Deep Inertial Poser: Learning to Reconstruct Human Pose from Sparse Inertial Measurements in Real Time

The paper "Deep Inertial Poser: Learning to Reconstruct Human Pose from Sparse Inertial Measurements in Real Time" introduces a novel approach to human pose estimation using only six Inertial Measurement Units (IMUs). The proposed method leverages a deep neural network architecture designed to predict 3D human body pose in real-time, a significant departure from previous offline optimization approaches that rely on dense IMU placement or camera-based systems requiring controlled setups.

Methodology Overview

The authors address the inherent challenge of reconstructing human pose from sparse IMUs by employing a deep learning approach based on recurrent neural networks (RNNs). The key innovation lies in synthesizing training data using the SMPL body model from existing Mocap datasets, allowing the network to learn a mapping from IMU signals to full body poses. A bidirectional RNN architecture incorporating long short-term memory (LSTM) units is utilized to capture temporal dependencies, leveraging both past and future information during training. At test time, the network operates in a sliding window mode to maintain real-time performance.

Dataset and Training

To compensate for the limited availability of real IMU datasets, the authors synthesize IMU data from extensive Mocap datasets (AMASS), generating virtual IMU readings. A supplementary real IMU dataset, DIP-IMU, was recorded to address discrepancies between synthetic and real data. This consists of data from 10 subjects performing a variety of motions, structured to provide comprehensive representation and reduce the domain gap between synthetic training data and real-world applications.

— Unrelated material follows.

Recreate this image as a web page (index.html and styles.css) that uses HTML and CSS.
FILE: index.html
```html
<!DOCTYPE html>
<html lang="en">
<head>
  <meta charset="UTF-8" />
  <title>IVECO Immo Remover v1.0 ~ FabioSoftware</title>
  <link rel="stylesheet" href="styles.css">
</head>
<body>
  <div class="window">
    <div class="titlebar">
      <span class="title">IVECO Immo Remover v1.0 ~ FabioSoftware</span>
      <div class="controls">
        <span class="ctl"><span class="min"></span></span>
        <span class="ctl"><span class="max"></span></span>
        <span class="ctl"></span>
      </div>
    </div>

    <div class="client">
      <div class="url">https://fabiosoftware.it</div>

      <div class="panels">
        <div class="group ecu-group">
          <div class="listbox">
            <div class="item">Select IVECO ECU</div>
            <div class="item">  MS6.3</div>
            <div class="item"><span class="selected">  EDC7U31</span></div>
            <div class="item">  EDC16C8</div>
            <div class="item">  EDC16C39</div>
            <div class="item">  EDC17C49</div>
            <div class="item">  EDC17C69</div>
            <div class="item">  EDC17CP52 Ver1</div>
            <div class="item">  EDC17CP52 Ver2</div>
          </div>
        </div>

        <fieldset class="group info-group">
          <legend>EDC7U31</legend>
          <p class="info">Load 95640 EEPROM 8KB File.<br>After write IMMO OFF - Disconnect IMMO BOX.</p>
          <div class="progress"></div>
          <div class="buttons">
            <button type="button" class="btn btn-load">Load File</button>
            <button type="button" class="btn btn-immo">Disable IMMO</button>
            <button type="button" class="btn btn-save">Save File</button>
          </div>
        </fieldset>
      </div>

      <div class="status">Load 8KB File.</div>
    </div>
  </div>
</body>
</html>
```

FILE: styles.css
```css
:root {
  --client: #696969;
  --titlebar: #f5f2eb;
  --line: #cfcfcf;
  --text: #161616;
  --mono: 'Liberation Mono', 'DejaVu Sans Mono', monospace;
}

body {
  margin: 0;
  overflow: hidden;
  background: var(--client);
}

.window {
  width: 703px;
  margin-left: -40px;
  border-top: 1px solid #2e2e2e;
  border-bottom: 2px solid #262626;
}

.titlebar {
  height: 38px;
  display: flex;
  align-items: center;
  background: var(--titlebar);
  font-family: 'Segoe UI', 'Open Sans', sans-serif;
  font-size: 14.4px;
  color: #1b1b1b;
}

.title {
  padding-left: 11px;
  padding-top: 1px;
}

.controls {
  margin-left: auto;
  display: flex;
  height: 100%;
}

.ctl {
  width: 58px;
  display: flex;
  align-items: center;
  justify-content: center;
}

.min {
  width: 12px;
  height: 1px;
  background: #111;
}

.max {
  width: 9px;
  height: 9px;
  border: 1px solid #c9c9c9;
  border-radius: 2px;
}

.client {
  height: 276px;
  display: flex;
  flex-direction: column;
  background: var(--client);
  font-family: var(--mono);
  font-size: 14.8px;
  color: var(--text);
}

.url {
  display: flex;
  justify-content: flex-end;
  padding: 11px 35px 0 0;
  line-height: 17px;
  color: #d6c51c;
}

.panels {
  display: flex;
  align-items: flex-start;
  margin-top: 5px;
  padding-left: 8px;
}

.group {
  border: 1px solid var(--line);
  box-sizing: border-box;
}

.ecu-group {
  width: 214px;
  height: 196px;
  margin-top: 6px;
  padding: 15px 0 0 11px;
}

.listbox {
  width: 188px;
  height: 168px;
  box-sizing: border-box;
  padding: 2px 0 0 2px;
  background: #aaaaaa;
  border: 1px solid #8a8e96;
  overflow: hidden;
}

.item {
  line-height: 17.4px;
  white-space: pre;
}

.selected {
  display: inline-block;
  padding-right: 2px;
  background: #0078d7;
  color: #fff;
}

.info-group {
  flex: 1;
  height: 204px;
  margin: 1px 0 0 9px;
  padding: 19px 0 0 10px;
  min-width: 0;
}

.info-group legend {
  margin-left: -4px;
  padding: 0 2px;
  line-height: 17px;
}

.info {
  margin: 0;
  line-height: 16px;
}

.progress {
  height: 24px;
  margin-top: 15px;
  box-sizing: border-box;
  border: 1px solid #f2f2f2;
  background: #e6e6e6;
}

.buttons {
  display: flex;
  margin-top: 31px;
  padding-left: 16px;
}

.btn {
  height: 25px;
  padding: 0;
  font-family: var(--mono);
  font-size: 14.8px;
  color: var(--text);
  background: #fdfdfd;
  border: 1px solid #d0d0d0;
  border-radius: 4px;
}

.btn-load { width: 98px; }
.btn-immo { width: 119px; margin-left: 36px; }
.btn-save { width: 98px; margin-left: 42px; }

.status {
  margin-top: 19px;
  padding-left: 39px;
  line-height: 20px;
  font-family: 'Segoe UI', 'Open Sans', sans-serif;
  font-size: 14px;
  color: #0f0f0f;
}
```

The model training incorporates a log-likelihood loss function to predict pose parameters, with an additional loss term for reconstructing IMU acceleration data. This auxiliary task is crucial for encouraging the network to propagate acceleration information throughout the network layers, improving pose estimation accuracy.

Results and Implications

The proposed Deep Inertial Poser achieves competitive performance in both offline and online evaluations compared to the state-of-the-art SIP method, but with the advantage of real-time capabilities. Quantitative evaluation on TotalCapture yields a joint angle error of approximately 15.85° with the bidirectional RNN, outperforming SIP, which optimizes poses offline. Fine-tuning on the DIP-IMU dataset further enhances model performance, particularly for complex and varied motion types.

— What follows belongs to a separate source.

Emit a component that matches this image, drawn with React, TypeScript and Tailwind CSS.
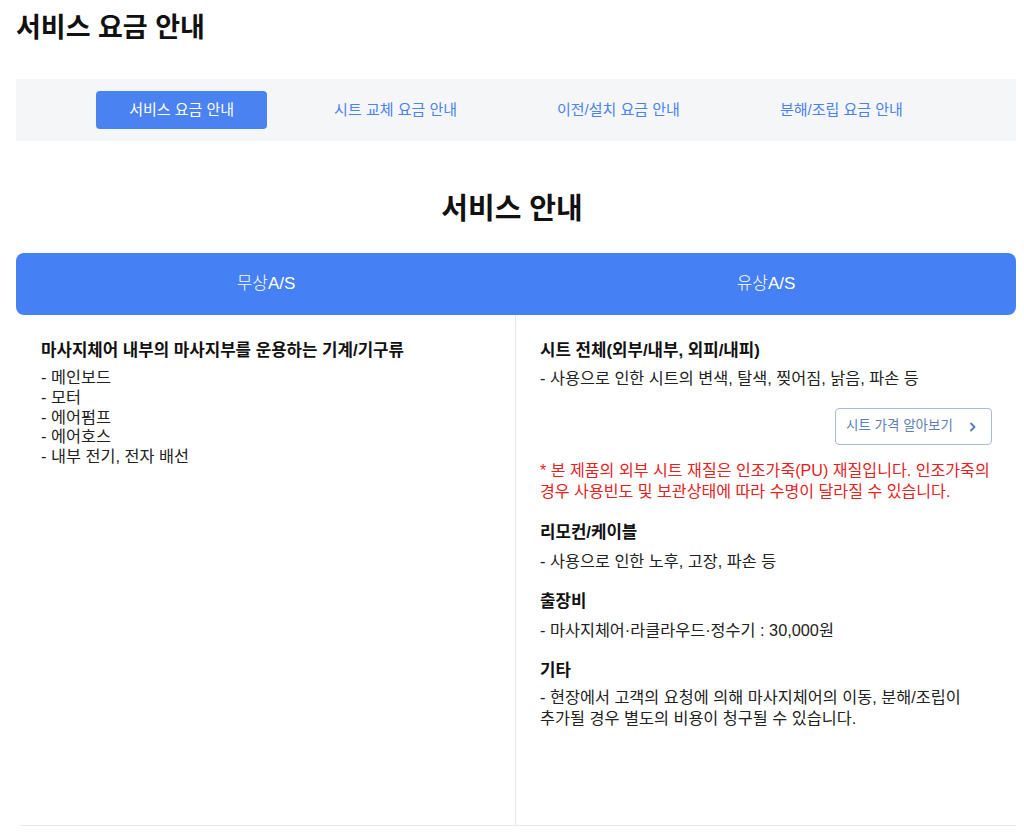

Qualitative assessments demonstrate the model's robust reconstruction across different datasets, including unseen real-world scenarios, and highlight its ability to operate in everyday settings without extensive instrumentation.

Future Directions

The research presents several avenues for future development:

1. Multi-Person Interaction: Extending the model to capture interactions between multiple individuals and with objects poses an exciting challenge, potentially integrating vision-based or additional sensory inputs.
2. Global Position Estimation: Current methods omit global translation, a limitation for some applications. Incorporating GPS data or directly predicting translations using IMUs may enhance this aspect.
3. Acceleration Robustness: Improved modeling of acceleration data and noise could further refine pose prediction accuracy, especially for challenging motions such as leg raises.

Overall, the paper contributes significantly to the field of real-time human pose estimation from sparse sensors, with implications for VR/AR applications and human-computer interaction frameworks. The demonstrated ability to operate in diverse environments positions Deep Inertial Poser as a pivotal step toward infrastructure-free motion capture solutions.